## Your objective
Take every line from the listing below that includes "Tailwind" and copy it.

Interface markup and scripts
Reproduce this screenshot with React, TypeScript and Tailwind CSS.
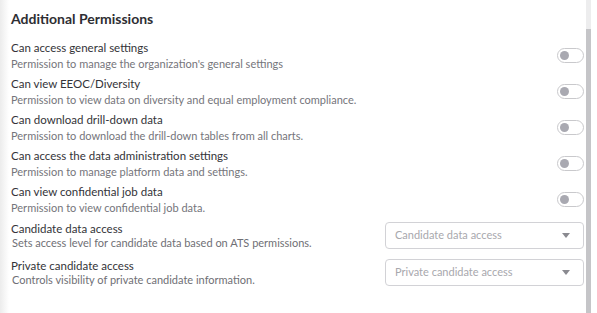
import React from "react";

const perms = [
  ["Can access general settings", "Permission to manage the organization's general settings"],
  ["Can view EEOC/Diversity", "Permission to view data on diversity and equal employment compliance."],
  ["Can download drill-down data", "Permission to download the drill-down tables from all charts."],
  ["Can access the data administration settings", "Permission to manage platform data and settings."],
  ["Can view confidential job data", "Permission to view confidential job data."],
];

const selects = [
  ["Candidate data access", "Sets access level for candidate data based on ATS permissions.", "Candidate data access"],
  ["Private candidate access", "Controls visibility of private candidate information.", "Private candidate access"],
];

function Toggle() {
  return (
    <div className="w-[27px] h-[15px] rounded-full border border-[#c9c9cc] bg-white flex items-center pl-[2px] shrink-0">
      <div className="w-[9px] h-[9px] rounded-full bg-[#a9a9b1]" />
    </div>
  );
}

function Select({ placeholder }: { placeholder: string }) {
  return (
    <div className="w-[199px] h-[27px] rounded-[4px] border border-[#d2d2d6] bg-white flex items-center justify-between pl-[9px] pr-[13px] shrink-0">
      <span className="text-[11px] text-[#a8a8ad]">{placeholder}</span>
      <svg width="8" height="5" viewBox="0 0 8 5">
        <path d="M0 0 L8 0 L4 5 Z" fill="#8a8a90" />
      </svg>
    </div>
  );
}

export default function App() {
  return (
    <div
      className="w-[597px] h-[313px] flex bg-white overflow-hidden"
      style={{ fontFamily: "Lato, 'Noto Sans', sans-serif" }}
    >
      <div className="flex-1 flex flex-col bg-[linear-gradient(to_right,#ececec,#ffffff_9px)] pl-[11px] pr-[2px] pt-[10px]">
        <h2 className="text-[14px] leading-[17px] font-bold text-[#2e2e33] mb-[13px]">Additional Permissions</h2>
        <div className="flex flex-col gap-[5px]">
          {perms.map(([label, desc]) => (
            <div key={label} className="flex items-center justify-between">
              <div className="flex flex-col">
                <span className="text-[11.5px] leading-[16px] text-[#333338]">{label}</span>
                <span className="text-[11px] leading-[15px] text-[#75757b]">{desc}</span>
              </div>
              <Toggle />
            </div>
          ))}
        </div>
        <div className="flex flex-col gap-[8px] mt-[6px]">
          {selects.map(([label, desc, ph]) => (
            <div key={label} className="flex items-center justify-between">
              <div className="flex flex-col">
                <span className="text-[11.5px] leading-[15px] text-[#333338]">{label}</span>
                <span className="text-[11px] leading-[14px] text-[#6f6f75] pl-[1px]">{desc}</span>
              </div>
              <Select placeholder={ph} />
            </div>
          ))}
        </div>
      </div>
      <div className="w-[5px] flex flex-col">
        <div className="h-[29px] bg-[#ededee]" />
        <div className="flex-1 bg-[#c5c5c8]" />
      </div>
      <div className="w-[6px]" />
    </div>
  );
}
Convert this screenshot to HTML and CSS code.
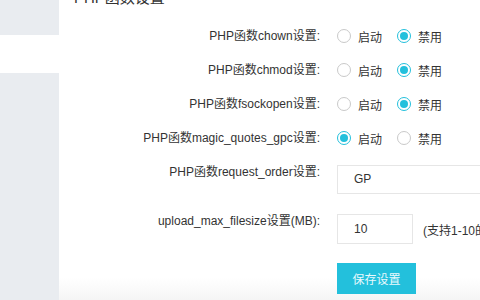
FILE: index.html
```html
<!DOCTYPE html>
<html lang="zh-CN">
<head>
<meta charset="utf-8">
<link rel="stylesheet" href="styles.css">
</head>
<body>
<div class="layout">
  <aside class="sidebar">
    <div class="nav-item"></div>
    <div class="nav-item active"></div>
    <div class="nav-item fill"></div>
  </aside>
  <main class="main">
    <h2 class="title">PHP函数设置</h2>
    <div class="form">
      <div class="row">
        <div class="label">PHP函数chown设置:</div>
        <div class="control">
          <span class="radio"><span class="dot"></span>启动</span>
          <span class="radio"><span class="dot on"></span>禁用</span>
        </div>
      </div>
      <div class="row">
        <div class="label">PHP函数chmod设置:</div>
        <div class="control">
          <span class="radio"><span class="dot"></span>启动</span>
          <span class="radio"><span class="dot on"></span>禁用</span>
        </div>
      </div>
      <div class="row">
        <div class="label">PHP函数fsockopen设置:</div>
        <div class="control">
          <span class="radio"><span class="dot"></span>启动</span>
          <span class="radio"><span class="dot on"></span>禁用</span>
        </div>
      </div>
      <div class="row">
        <div class="label">PHP函数magic_quotes_gpc设置:</div>
        <div class="control">
          <span class="radio"><span class="dot on"></span>启动</span>
          <span class="radio"><span class="dot"></span>禁用</span>
        </div>
      </div>
      <div class="row field select-row">
        <div class="label">PHP函数request_order设置:</div>
        <div class="control">
          <div class="select">GP</div>
        </div>
      </div>
      <div class="row field input-row">
        <div class="label">upload_max_filesize设置(MB):</div>
        <div class="control">
          <div class="input">10</div>
          <span class="hint">(支持1-10的整数)</span>
        </div>
      </div>
      <div class="row field btn-row">
        <div class="label"></div>
        <div class="control">
          <button class="btn">保存设置</button>
        </div>
      </div>
    </div>
  </main>
</div>
</body>
</html>
```

FILE: styles.css
```css
* { box-sizing: border-box; }
html, body {
  margin: 0;
  padding: 0;
  width: 480px;
  height: 300px;
  overflow: hidden;
  font-family: "Liberation Sans", "Noto Sans CJK SC", sans-serif;
  color: #333;
  background: #fff;
}
.layout {
  display: flex;
  height: 300px;
}
.sidebar {
  width: 59px;
  flex: none;
  display: flex;
  flex-direction: column;
  background: #e9ecf0;
}
.nav-item { height: 35px; }
.nav-item.active { height: 38px; background: #fff; }
.nav-item.fill { flex: 1; }
.main {
  flex: 1;
  min-width: 0;
  background: linear-gradient(to bottom, #fff 0, #fff 278px, #f5f5f5 300px);
}
.title {
  margin: -12px 0 0 15px;
  font-size: 15px;
  line-height: 20px;
  font-weight: normal;
  color: #333;
}
.form {
  padding-top: 11px;
}
.row {
  display: flex;
  align-items: center;
  height: 34px;
}
.label {
  width: 261px;
  flex: none;
  text-align: right;
  font-size: 12px;
  line-height: 14px;
  color: #333;
  white-space: nowrap;
}
.control {
  margin-left: 17px;
  display: flex;
  align-items: center;
  font-size: 12px;
  white-space: nowrap;
}
.radio {
  display: inline-flex;
  align-items: center;
  margin-right: 15px;
  color: #333;
}
.dot {
  width: 14px;
  height: 14px;
  border-radius: 50%;
  border: 1px solid #c9c9c9;
  margin-right: 7px;
  position: relative;
  background: #fff;
}
.dot.on { border-color: #23c0dc; }
.dot.on::after {
  content: "";
  position: absolute;
  left: 2px;
  top: 2px;
  width: 8px;
  height: 8px;
  border-radius: 50%;
  background: #23c0dc;
}
.field {
  height: auto;
  align-items: flex-start;
}
.select-row { margin-top: 10px; }
.input-row { margin-top: 20px; }
.btn-row { margin-top: 19px; }
.select {
  width: 200px;
  height: 29px;
  border: 1px solid #e6e6e6;
  padding-left: 16px;
  line-height: 27px;
  font-size: 12px;
  color: #333;
}
.input {
  width: 76px;
  height: 30px;
  border: 1px solid #e6e6e6;
  padding-left: 16px;
  line-height: 28px;
  font-size: 12px;
  color: #333;
}
.hint {
  margin-left: 10px;
  font-size: 12px;
  color: #333;
}
.btn {
  width: 79px;
  height: 31px;
  border: none;
  padding: 0;
  background: #23c0dc;
  color: #e9f9fc;
  font-family: "Liberation Sans", "Noto Sans CJK SC", sans-serif;
  font-size: 12px;
}
```
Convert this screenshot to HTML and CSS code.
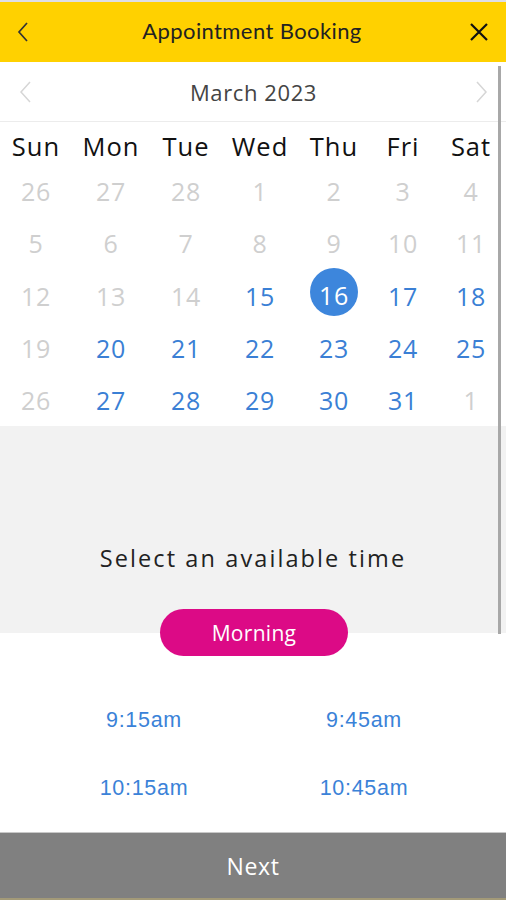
FILE: index.html
```html
<!DOCTYPE html>
<html>
<head>
<meta charset="utf-8">
<link rel="stylesheet" href="styles.css">
</head>
<body>
<div class="app">
  <div class="topline"></div>
  <header class="header">
    <span class="hicon back"><svg width="14" height="22" viewBox="0 0 14 22"><path d="M11 2 L3 11 L11 20" fill="none" stroke="#333" stroke-width="1.7"/></svg></span>
    <h1 class="title">Appointment Booking</h1>
    <span class="hicon close"><svg width="20" height="20" viewBox="0 0 20 20"><path d="M2 2 L18 18 M18 2 L2 18" fill="none" stroke="#111" stroke-width="2.2"/></svg></span>
  </header>
  <div class="month">
    <span class="mnav"><svg width="14" height="22" viewBox="0 0 14 22"><path d="M12 1 L3 11 L12 21" fill="none" stroke="#d6d6d6" stroke-width="1.5"/></svg></span>
    <span class="mlabel">March 2023</span>
    <span class="mnav"><svg width="14" height="22" viewBox="0 0 14 22"><path d="M2 1 L11 11 L2 21" fill="none" stroke="#d6d6d6" stroke-width="1.5"/></svg></span>
  </div>
  <div class="cal">
    <div class="wd">Sun</div><div class="wd">Mon</div><div class="wd">Tue</div><div class="wd">Wed</div><div class="wd">Thu</div><div class="wd">Fri</div><div class="wd">Sat</div>
    <div class="d off">26</div><div class="d off">27</div><div class="d off">28</div><div class="d off">1</div><div class="d off">2</div><div class="d off">3</div><div class="d off">4</div>
    <div class="d off">5</div><div class="d off">6</div><div class="d off">7</div><div class="d off">8</div><div class="d off">9</div><div class="d off">10</div><div class="d off">11</div>
    <div class="d off">12</div><div class="d off">13</div><div class="d off">14</div><div class="d on">15</div><div class="d sel"><span class="circle">16</span></div><div class="d on">17</div><div class="d on">18</div>
    <div class="d off">19</div><div class="d on">20</div><div class="d on">21</div><div class="d on">22</div><div class="d on">23</div><div class="d on">24</div><div class="d on">25</div>
    <div class="d off">26</div><div class="d on">27</div><div class="d on">28</div><div class="d on">29</div><div class="d on">30</div><div class="d on">31</div><div class="d off">1</div>
  </div>
  <section class="select">
    <p class="prompt">Select an available time</p>
  </section>
  <div class="pillrow"><span class="pill">Morning</span></div>
  <div class="times">
    <div class="t">9:15am</div><div class="t">9:45am</div>
    <div class="t">10:15am</div><div class="t">10:45am</div>
  </div>
  <footer class="next">Next</footer>
  <div class="scrollbar"></div>
</div>
</body>
</html>
```
FILE: styles.css
```css
html, body { margin: 0; padding: 0; }
body { background: #fff; font-family: "Open Sans", "Noto Sans", sans-serif; }
.app { position: relative; width: 506px; height: 900px; overflow: hidden; display: flex; flex-direction: column; }
.topline { height: 2px; background: #dedee6; }
.header { height: 60px; background: #ffd100; display: flex; align-items: center; justify-content: space-between; padding: 0 16px 0 12px; }
.hicon { display: flex; width: 22px; justify-content: center; }
.title { margin: 0 0 4px; font-family: Lato, "Open Sans", sans-serif; font-weight: 400; font-size: 22px; letter-spacing: 0.4px; color: #222; padding-left: 2px; }
.month { height: 59px; border-bottom: 1px solid #ececec; display: flex; align-items: center; justify-content: space-between; padding: 0 17px 0 18px; }
.mnav { display: flex; }
.mlabel { font-size: 22px; letter-spacing: 0.6px; color: #444; }
.cal { display: grid; grid-template-columns: 72px 78px 72px 76px 72px 66px 70px; grid-auto-rows: 52.25px; grid-template-rows: 43px; }
.wd { font-size: 25.5px; letter-spacing: 1px; color: #111; text-align: center; line-height: 36px; padding-top: 6px; }
.d { font-size: 25px; letter-spacing: 0.6px; text-align: center; display: flex; align-items: center; justify-content: center; }
.off { color: #cfcfcf; }
.on { color: #3a7fd5; }
.circle { width: 48px; height: 48px; border-radius: 50%; background: #3d86dc; color: #fff; display: flex; align-items: center; justify-content: center; margin-top: -8px; padding-top: 6px; box-sizing: border-box; }
.select { height: 207px; background: #f2f2f2; display: flex; align-items: flex-end; justify-content: center; }
.prompt { margin: 0 0 59px; font-size: 23.5px; letter-spacing: 2.1px; color: #222; }
.pillrow { display: flex; justify-content: center; margin-top: -24px; padding-left: 2px; }
.pill { width: 188px; height: 47px; border-radius: 24px; background: #dc0a86; color: #fff; font-size: 21px; letter-spacing: 0.3px; display: flex; align-items: center; justify-content: center; }
.times { display: grid; grid-template-columns: 220px 220px; grid-auto-rows: 68px; justify-content: center; padding: 30px 0 0 0; margin-left: 2px; }
.t { font-family: "Liberation Sans", Arial, sans-serif; font-size: 21.5px; letter-spacing: 0.7px; color: #3a82d8; display: flex; align-items: center; justify-content: center; }
.next { margin-top: auto; height: 65px; border-top: 1px solid #c8c8c8; border-bottom: 2px solid #a39a78; background: #808080; color: #fff; font-size: 23px; letter-spacing: 0.6px; display: flex; align-items: center; justify-content: center; }
.scrollbar { position: absolute; left: 498px; top: 66px; width: 3px; height: 568px; background: #a8a8a8; }
```
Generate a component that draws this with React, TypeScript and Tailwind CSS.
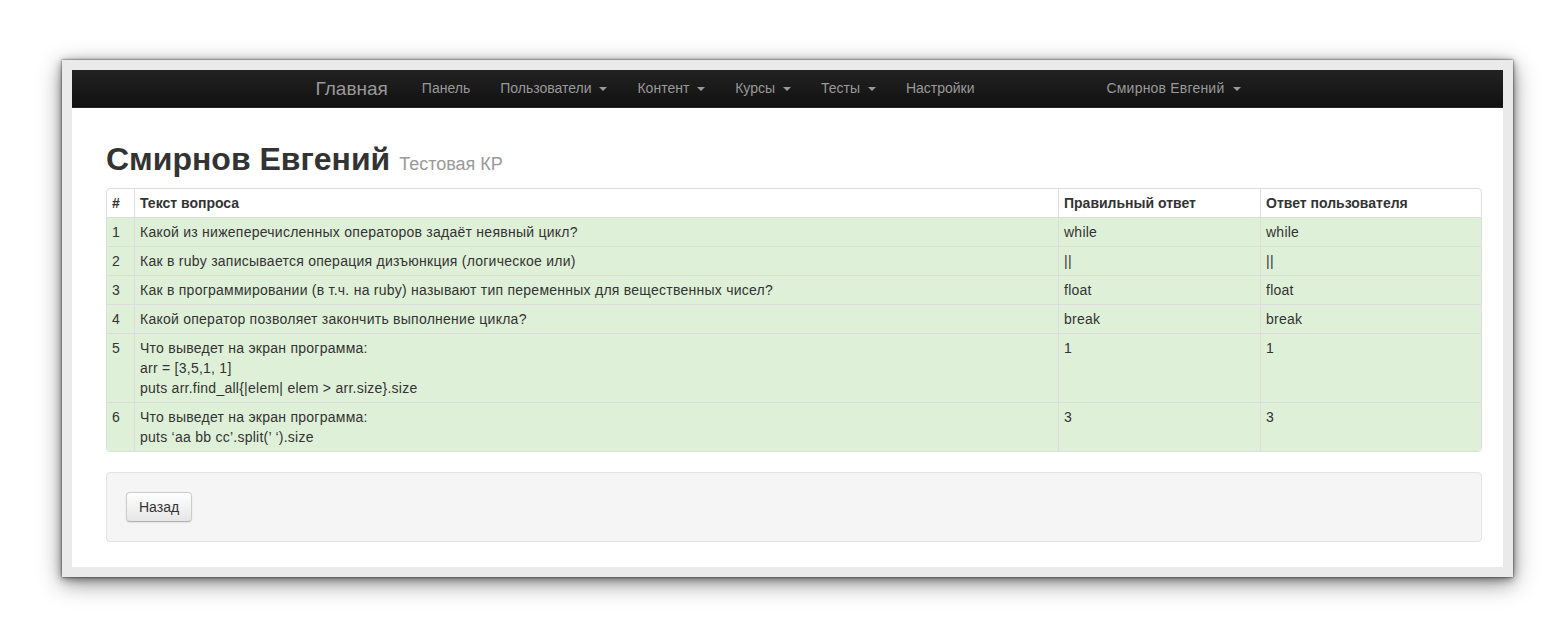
import React from "react";

const Caret = () => (
  <span className="ml-[4px] inline-block h-0 w-0 border-l-[4px] border-r-[4px] border-t-[4px] border-l-transparent border-r-transparent border-t-[#999] align-middle" />
);

type Row = { n: number; q: string[]; a: string; u: string };

const rows: Row[] = [
  { n: 1, q: ["Какой из нижеперечисленных операторов задаёт неявный цикл?"], a: "while", u: "while" },
  { n: 2, q: ["Как в ruby записывается операция дизъюнкция (логическое или)"], a: "||", u: "||" },
  { n: 3, q: ["Как в программировании (в т.ч. на ruby) называют тип переменных для вещественных чисел?"], a: "float", u: "float" },
  { n: 4, q: ["Какой оператор позволяет закончить выполнение цикла?"], a: "break", u: "break" },
  {
    n: 5,
    q: ["Что выведет на экран программа:", "arr = [3,5,1, 1]", "puts arr.find_all{|elem| elem > arr.size}.size"],
    a: "1",
    u: "1",
  },
  { n: 6, q: ["Что выведет на экран программа:", "puts \u2018aa bb cc\u2019.split(\u2019 \u2018).size"], a: "3", u: "3" },
];

export default function App() {
  return (
    <div
      className="min-h-screen bg-white pl-[62px] pt-[60px]"
      style={{ fontFamily: '"Liberation Sans", Arial, Helvetica, sans-serif' }}
    >
      <div className="h-[517px] w-[1451px] bg-[#eaeaea] p-[10px] shadow-[0_0_2px_rgba(0,0,0,0.7),0_2px_8px_rgba(0,0,0,0.45),0_6px_22px_rgba(0,0,0,0.45)]">
        <div className="h-full bg-white">
          <nav className="h-[38px] border-b border-[#252525] bg-gradient-to-b from-[#222222] to-[#111111]">
            <div className="mx-auto flex h-full w-[940px] items-center text-[14px] text-[#999999]">
              <span className="-ml-[2px] pr-[19px] text-[19px] font-light leading-[20px]">Главная</span>
              <span className="px-[15px]">Панель</span>
              <span className="px-[15px]">
                Пользователи <Caret />
              </span>
              <span className="px-[15px]">
                Контент <Caret />
              </span>
              <span className="px-[15px]">
                Курсы <Caret />
              </span>
              <span className="px-[15px]">
                Тесты <Caret />
              </span>
              <span className="px-[15px]">Настройки</span>
              <span className="ml-auto pl-[15px] pr-[17px] tracking-[0.2px]">
                Смирнов Евгений <Caret />
              </span>
            </div>
          </nav>

          <div className="pl-[34px] pr-[21px]">
            <h1 className="mb-[9px] mt-[31px] text-[32px] font-bold leading-[40px] text-[#333333]">
              Смирнов Евгений{" "}
              <small className="text-[18px] font-normal leading-[20px] text-[#999999]">Тестовая КР</small>
            </h1>

            <table className="w-full table-fixed border-separate border-spacing-0 rounded-[4px] border border-[#dddddd] text-[14px] leading-[20px] text-[#333333]">
              <colgroup>
                <col className="w-[27px]" />
                <col />
                <col className="w-[202px]" />
                <col className="w-[221px]" />
              </colgroup>
              <thead>
                <tr>
                  <th className="px-[5px] py-[4px] text-left align-top font-bold">#</th>
                  <th className="border-l border-[#dddddd] px-[5px] py-[4px] text-left align-top font-bold">
                    Текст вопроса
                  </th>
                  <th className="border-l border-[#dddddd] px-[5px] py-[4px] text-left align-top font-bold">
                    Правильный ответ
                  </th>
                  <th className="border-l border-[#dddddd] px-[5px] py-[4px] text-left align-top font-bold">
                    Ответ пользователя
                  </th>
                </tr>
              </thead>
              <tbody className="tracking-[0.25px]">
                {rows.map((r, i) => (
                  <tr key={r.n}>
                    <td
                      className={
                        "border-t border-[#dddddd] bg-[#dff0d8] px-[5px] py-[4px] align-top " +
                        (i === rows.length - 1 ? "rounded-bl-[4px]" : "")
                      }
                    >
                      {r.n}
                    </td>
                    <td className="border-l border-t border-[#dddddd] bg-[#dff0d8] px-[5px] py-[4px] align-top">
                      {r.q.map((line, k) => (
                        <div key={k}>{line}</div>
                      ))}
                    </td>
                    <td className="border-l border-t border-[#dddddd] bg-[#dff0d8] px-[5px] py-[4px] align-top">
                      {r.a}
                    </td>
                    <td
                      className={
                        "border-l border-t border-[#dddddd] bg-[#dff0d8] px-[5px] py-[4px] align-top " +
                        (i === rows.length - 1 ? "rounded-br-[4px]" : "")
                      }
                    >
                      {r.u}
                    </td>
                  </tr>
                ))}
              </tbody>
            </table>

            <div className="mt-[20px] rounded-[4px] border border-[#e3e3e3] bg-[#f5f5f5] p-[19px]">
              <button className="rounded-[4px] border border-[#cccccc] border-b-[#b3b3b3] bg-gradient-to-b from-white to-[#e6e6e6] px-[12px] py-[4px] text-[14px] leading-[20px] text-[#333333] shadow-[inset_0_1px_0_rgba(255,255,255,0.2),0_1px_2px_rgba(0,0,0,0.08)]">
                Назад
              </button>
            </div>
          </div>
        </div>
      </div>
    </div>
  );
}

## Task solution
Reproduce this screenshot with React, TypeScript and Tailwind CSS.
Generate a component that draws this with React, TypeScript and Tailwind CSS.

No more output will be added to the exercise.